Let’s talk about Bullying

Oluwadamilola Bamigbose
3 min readNov 18, 2020

Bullying is the use of force, coercion, or threat, to abuse, aggressively dominate or intimidate. The behavior is often repeated and habitual. One essential prerequisite is the perception (by the bully or by others) of an imbalance of physical or social power. Thank you Google.

Kiki was recently added to my family’s dog pack, varying reactions from indifference to curiosity and fascination was seen by the other dogs except for one, Max. He showed signs of aggression and intolerance towards Kiki, always barking, growling and even attempting to bite her. Each time he did, she’d cower and whimper, until one day she didn’t.

As Max took to his routine of intimidation and bullying, Kiki surprised me. In her tiny little voice, she barked and growled so loudly back at Max, he took a step back. Bro didn’t expect it, baby girl finally had enough. Now, he follows her around, licking her and playing with her. I get that this is sometimes a normal occurrence with dog packs but that exchange left an impact on me.

How many times have I allowed myself to be bullied, silenced ? How many times have I cowered back in fear? If only I said or did something, it also makes me wonder if at any point in time, I’d been a bully.

Reflecting on Today’s society, this is exactly what is happening. The government bullies the citizens, the rich bully the poor, bosses and their subordinates, lecturers and students, even on social media people get bullied. We have created an enabling environment for bullying by just accepting everything in stride, we make excuses by saying “That’s how it has been”, “There’s nothing that can be done”, “It’s unfortunate”, well I call BS!!

Because, lets face it, there’s something that can be done. First of, don’t keep quiet when you see bullying taking place, your silence makes you complicit. Don’t be a bully yourself, the fact that you have more power or in a certain position doesn’t make you a god. I know it sounds easier said than done, but that’s because there’s an enabling environment. Bullies thrive off the fear of their victims, the silence of those around. There’s this notion that if it doesn’t affect you, it doesn’t concern you. It is totally wrong, it might not affect today but what about tomorrow? Truth is, it doesn’t have to affect you before you do something about it. Deal with it early on, so it doesn’t affect you and those around you.
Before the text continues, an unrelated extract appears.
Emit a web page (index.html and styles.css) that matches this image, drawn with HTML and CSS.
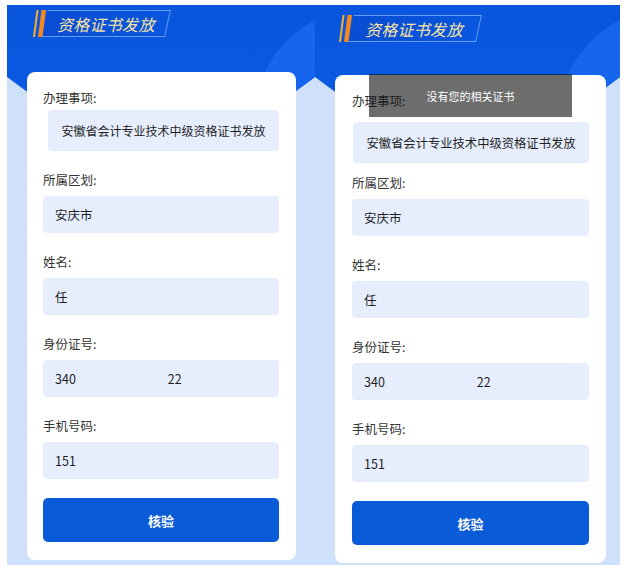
FILE: index.html
```html
<!DOCTYPE html>
<html lang="zh-CN">
<head>
<meta charset="utf-8">
<title>资格证书发放</title>
<link rel="stylesheet" href="styles.css">
</head>
<body>
<div class="page">
  <section class="phone phone-a">
    <header class="hd">
      <div class="title">
        <svg class="bars" viewBox="0 0 14 27" width="14" height="27"><polygon points="3.5,0 5.5,0 2,27 0,27" fill="#f7b02a"/><polygon points="8.5,0 13,0 9.5,27 5,27" fill="#f5881d"/></svg>
        <div class="tbox"><span>资格证书发放</span></div>
      </div>
    </header>
    <div class="card">
      <div class="lbl">办理事项:</div>
      <div class="fld fld-main">安徽省会计专业技术中级资格证书发放</div>
      <div class="lbl">所属区划:</div>
      <div class="fld">安庆市</div>
      <div class="lbl">姓名:</div>
      <div class="fld">任</div>
      <div class="lbl">身份证号:</div>
      <div class="fld"><span>340</span><span class="tail">22</span></div>
      <div class="lbl">手机号码:</div>
      <div class="fld">151</div>
      <button class="btn" type="button">核验</button>
    </div>
  </section>
  <section class="phone phone-b">
    <header class="hd">
      <div class="title">
        <svg class="bars" viewBox="0 0 14 27" width="14" height="27"><polygon points="3.5,0 5.5,0 2,27 0,27" fill="#f7b02a"/><polygon points="8.5,0 13,0 9.5,27 5,27" fill="#f5881d"/></svg>
        <div class="tbox"><span>资格证书发放</span></div>
      </div>
    </header>
    <div class="card">
      <div class="lbl">办理事项:</div>
      <div class="fld fld-main">安徽省会计专业技术中级资格证书发放</div>
      <div class="lbl">所属区划:</div>
      <div class="fld">安庆市</div>
      <div class="lbl">姓名:</div>
      <div class="fld">任</div>
      <div class="lbl">身份证号:</div>
      <div class="fld"><span>340</span><span class="tail">22</span></div>
      <div class="lbl">手机号码:</div>
      <div class="fld">151</div>
      <button class="btn" type="button">核验</button>
    </div>
    <div class="toast">没有您的相关证书</div>
  </section>
</div>
</body>
</html>
```
FILE: styles.css
```css
html, body {
  margin: 0;
  background: #ffffff;
  font-family: "Noto Sans CJK SC", "Noto Sans", sans-serif;
}

.page {
  display: flex;
  padding: 5px 0 0 7px;
}

.phone {
  position: relative;
  height: 560px;
  background: #cfe0fb;
  overflow: hidden;
}

.phone-a { width: 308px; }
.phone-b { width: 305px; }

.phone::before {
  content: "";
  position: absolute;
  left: 0;
  top: 0;
  right: 0;
  height: 200px;
  background:
    radial-gradient(circle at 118% 120px, #1565ee 0 118px, transparent 119px),
    linear-gradient(180deg, #0955dd 0%, #0c5fe8 100%);
  clip-path: polygon(0 0, 100% 0, 100% 72px, 50% 185px, 0 72px);
}

.hd {
  position: relative;
  box-sizing: border-box;
  height: 67px;
  padding: 5px 0 0 26px;
}

.phone-b .hd {
  height: 70px;
  padding: 10px 0 0 24px;
}

.title {
  display: flex;
  align-items: center;
  height: 27px;
}

.bars {
  display: block;
  flex: none;
}

.tbox {
  box-sizing: border-box;
  width: 123px;
  height: 27px;
  margin-left: -2px;
  padding-left: 12px;
  display: flex;
  align-items: center;
  border: 1px solid rgba(140, 190, 255, 0.7);
  border-left: 0;
  transform: skewX(-12deg);
  background: linear-gradient(90deg, rgba(8, 60, 190, 0.35), rgba(8, 60, 190, 0));
}

.phone-b .tbox { width: 128px; padding-left: 14px; }

.tbox span {
  transform: skewX(12deg);
  font-style: italic;
  font-size: 16px;
  letter-spacing: 0.3px;
  color: #f7e4a2;
}

.card {
  position: relative;
  background: #ffffff;
  border-radius: 8px;
  margin: 0 19px 0 20px;
  padding: 18px 17px 18px 16px;
}

.phone-b .card {
  margin: 0 14px 0 20px;
  padding: 18px 17px 18px 17px;
}

.lbl {
  height: 16px;
  line-height: 16px;
  margin-top: 21px;
  font-size: 12.5px;
  color: #333333;
}

.lbl:first-child { margin-top: 0; }

.fld {
  box-sizing: border-box;
  height: 37px;
  margin-top: 8px;
  padding-left: 12px;
  display: flex;
  align-items: center;
  border-radius: 4px;
  background: #e6eefd;
  font-size: 12.5px;
  color: #1f1f1f;
}

.fld-main {
  height: 41px;
  margin: 4px 0 0 5px;
  padding: 0;
  justify-content: center;
  font-size: 12px;
}

.phone-b .fld-main {
  margin: 13px 0 0 1px;
  font-size: 12.3px;
}

.phone-b .fld-main + .lbl { margin-top: 12px; }

.tail { margin-left: 92px; }

.btn {
  display: block;
  width: 100%;
  height: 44px;
  margin-top: 19px;
  border: 0;
  border-radius: 5px;
  background: #0a5bd7;
  color: #ffffff;
  font-family: "Noto Sans CJK SC", "Noto Sans", sans-serif;
  font-size: 13px;
  font-weight: 700;
}

.toast {
  position: absolute;
  left: 54px;
  top: 69px;
  width: 203px;
  height: 43px;
  display: flex;
  align-items: center;
  justify-content: center;
  background: rgba(20, 20, 20, 0.62);
  color: #ffffff;
  font-size: 11px;
}
```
People bully others for so many reasons ranging from being utterly wicked, abuse of power to low self esteem, that by somehow putting others down, they feel better about themselves, some even bully others just for having a different view or opinion. For the bullied, they deal with so many effects that majorly affects their mental health and perception of life, some even commit suicide. It is very unpleasant to get bullied, it is an experience I don’t wish on anyone. There’s always bound to be an imbalance of power, therefore we need to hold those with more power accountable and make it uncomfortable for them to bully anyone, because for the average human most will take any slight opportunity they have to establish their dominance and superiority over others.

How then do we go about tackling the act of bullying? Let’s start in our immediate environment, be nice, kind, thoughtful, defend those getting bullied, have empathy, interact with love. By doing this, the changes we see in our environment will ripple out into the world, thereby creating a safer and saner atmosphere for everyone to thrive. We must do everything we can to create a better world for ourselves and generations to come.